Task directions:
Write out the records word for word, with no pictures.

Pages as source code
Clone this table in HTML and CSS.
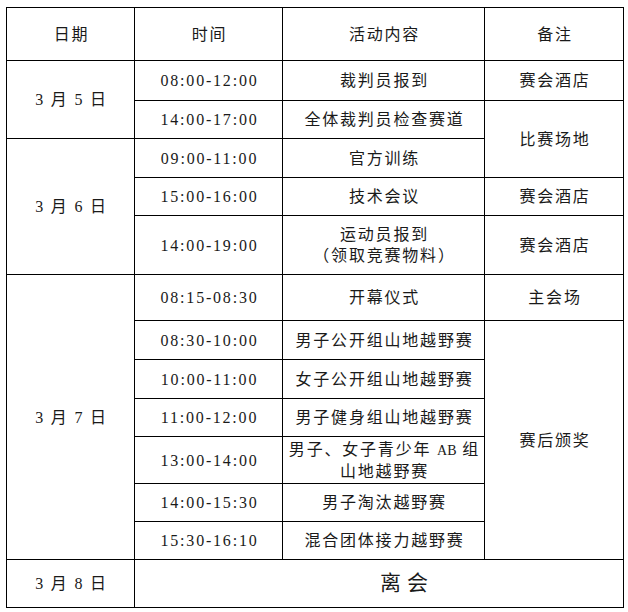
FILE: index.html
```html
<!DOCTYPE html>
<html lang="zh-CN">
<head>
<meta charset="utf-8">
<title>赛程安排</title>
<link rel="stylesheet" href="styles.css">
</head>
<body>
<table class="schedule">
  <colgroup>
    <col class="c-date">
    <col class="c-time">
    <col class="c-act">
    <col class="c-note">
  </colgroup>
  <tr class="h53"><td>日期</td><td>时间</td><td>活动内容</td><td>备注</td></tr>
  <tr class="h40"><td rowspan="2">3 月 5 日</td><td>08:00-12:00</td><td>裁判员报到</td><td>赛会酒店</td></tr>
  <tr class="h38"><td>14:00-17:00</td><td>全体裁判员检查赛道</td><td rowspan="2">比赛场地</td></tr>
  <tr class="h39"><td rowspan="3">3 月 6 日</td><td>09:00-11:00</td><td>官方训练</td></tr>
  <tr class="h38"><td>15:00-16:00</td><td>技术会议</td><td>赛会酒店</td></tr>
  <tr class="h59"><td>14:00-19:00</td><td>运动员报到<br>（领取竞赛物料）</td><td>赛会酒店</td></tr>
  <tr class="h46"><td rowspan="7">3 月 7 日</td><td>08:15-08:30</td><td>开幕仪式</td><td>主会场</td></tr>
  <tr class="h39"><td>08:30-10:00</td><td>男子公开组山地越野赛</td><td rowspan="6">赛后颁奖</td></tr>
  <tr class="h39"><td>10:00-11:00</td><td>女子公开组山地越野赛</td></tr>
  <tr class="h38"><td>11:00-12:00</td><td>男子健身组山地越野赛</td></tr>
  <tr class="h47"><td>13:00-14:00</td><td>男子、女子青少年 <span class="ab">AB</span> 组<br>山地越野赛</td></tr>
  <tr class="h38"><td>14:00-15:30</td><td>男子淘汰越野赛</td></tr>
  <tr class="h38"><td>15:30-16:10</td><td>混合团体接力越野赛</td></tr>
  <tr class="h48"><td>3 月 8 日</td><td colspan="3" class="leave">离会</td></tr>
</table>
</body>
</html>
```

FILE: styles.css
```css
html, body {
  margin: 0;
  padding: 0;
  background: #ffffff;
}

body {
  padding: 7px 0 0 6px;
}

.schedule {
  border-collapse: collapse;
  table-layout: fixed;
  width: 617px;
  font-family: "Liberation Serif", "Noto Sans CJK SC", serif;
  font-size: 16px;
  color: #1a1a1a;
}

.c-date { width: 128px; }
.c-time { width: 148px; }
.c-act { width: 202px; }
.c-note { width: 139px; }

.schedule td {
  border: 1px solid #000;
  text-align: center;
  vertical-align: middle;
  padding: 0 0 0 2px;
  letter-spacing: 1.8px;
  line-height: 21px;
  white-space: nowrap;
}

.ab {
  letter-spacing: 0;
  font-size: 14px;
}

.schedule td.leave {
  font-size: 21px;
  letter-spacing: 6px;
  padding-left: 56px;
}

.h53 { height: 53px; }
.h40 { height: 40px; }
.h38 { height: 38px; }
.h39 { height: 39px; }
.h59 { height: 59px; }
.h46 { height: 46px; }
.h47 { height: 47px; }
.h48 { height: 48px; }
```
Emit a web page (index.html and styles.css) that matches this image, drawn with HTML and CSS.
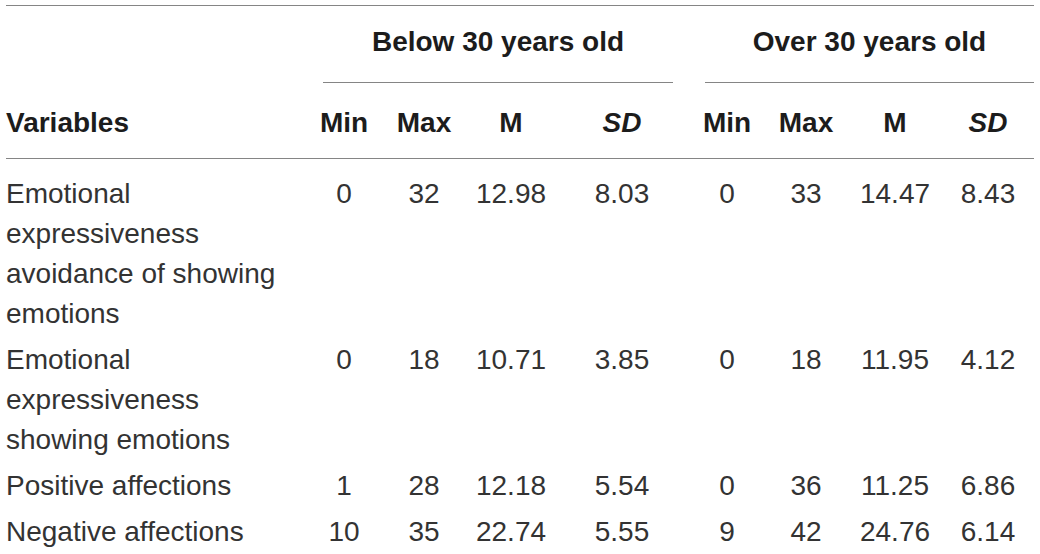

Expected answer:
Clone this table in HTML and CSS.
FILE: index.html
```html
<!DOCTYPE html>
<html lang="zh-CN">
<head>
<meta charset="utf-8">
<title>赛程安排</title>
<link rel="stylesheet" href="styles.css">
</head>
<body>
<table class="schedule">
  <colgroup>
    <col class="c-date">
    <col class="c-time">
    <col class="c-act">
    <col class="c-note">
  </colgroup>
  <tr class="h53"><td>日期</td><td>时间</td><td>活动内容</td><td>备注</td></tr>
  <tr class="h40"><td rowspan="2">3 月 5 日</td><td>08:00-12:00</td><td>裁判员报到</td><td>赛会酒店</td></tr>
  <tr class="h38"><td>14:00-17:00</td><td>全体裁判员检查赛道</td><td rowspan="2">比赛场地</td></tr>
  <tr class="h39"><td rowspan="3">3 月 6 日</td><td>09:00-11:00</td><td>官方训练</td></tr>
  <tr class="h38"><td>15:00-16:00</td><td>技术会议</td><td>赛会酒店</td></tr>
  <tr class="h59"><td>14:00-19:00</td><td>运动员报到<br>（领取竞赛物料）</td><td>赛会酒店</td></tr>
  <tr class="h46"><td rowspan="7">3 月 7 日</td><td>08:15-08:30</td><td>开幕仪式</td><td>主会场</td></tr>
  <tr class="h39"><td>08:30-10:00</td><td>男子公开组山地越野赛</td><td rowspan="6">赛后颁奖</td></tr>
  <tr class="h39"><td>10:00-11:00</td><td>女子公开组山地越野赛</td></tr>
  <tr class="h38"><td>11:00-12:00</td><td>男子健身组山地越野赛</td></tr>
  <tr class="h47"><td>13:00-14:00</td><td>男子、女子青少年 <span class="ab">AB</span> 组<br>山地越野赛</td></tr>
  <tr class="h38"><td>14:00-15:30</td><td>男子淘汰越野赛</td></tr>
  <tr class="h38"><td>15:30-16:10</td><td>混合团体接力越野赛</td></tr>
  <tr class="h48"><td>3 月 8 日</td><td colspan="3" class="leave">离会</td></tr>
</table>
</body>
</html>
```

FILE: styles.css
```css
html, body {
  margin: 0;
  padding: 0;
  background: #ffffff;
}

body {
  padding: 7px 0 0 6px;
}

.schedule {
  border-collapse: collapse;
  table-layout: fixed;
  width: 617px;
  font-family: "Liberation Serif", "Noto Sans CJK SC", serif;
  font-size: 16px;
  color: #1a1a1a;
}

.c-date { width: 128px; }
.c-time { width: 148px; }
.c-act { width: 202px; }
.c-note { width: 139px; }

.schedule td {
  border: 1px solid #000;
  text-align: center;
  vertical-align: middle;
  padding: 0 0 0 2px;
  letter-spacing: 1.8px;
  line-height: 21px;
  white-space: nowrap;
}

.ab {
  letter-spacing: 0;
  font-size: 14px;
}

.schedule td.leave {
  font-size: 21px;
  letter-spacing: 6px;
  padding-left: 56px;
}

.h53 { height: 53px; }
.h40 { height: 40px; }
.h38 { height: 38px; }
.h39 { height: 39px; }
.h59 { height: 59px; }
.h46 { height: 46px; }
.h47 { height: 47px; }
.h48 { height: 48px; }
```
Emit a web page (index.html and styles.css) that matches this image, drawn with HTML and CSS.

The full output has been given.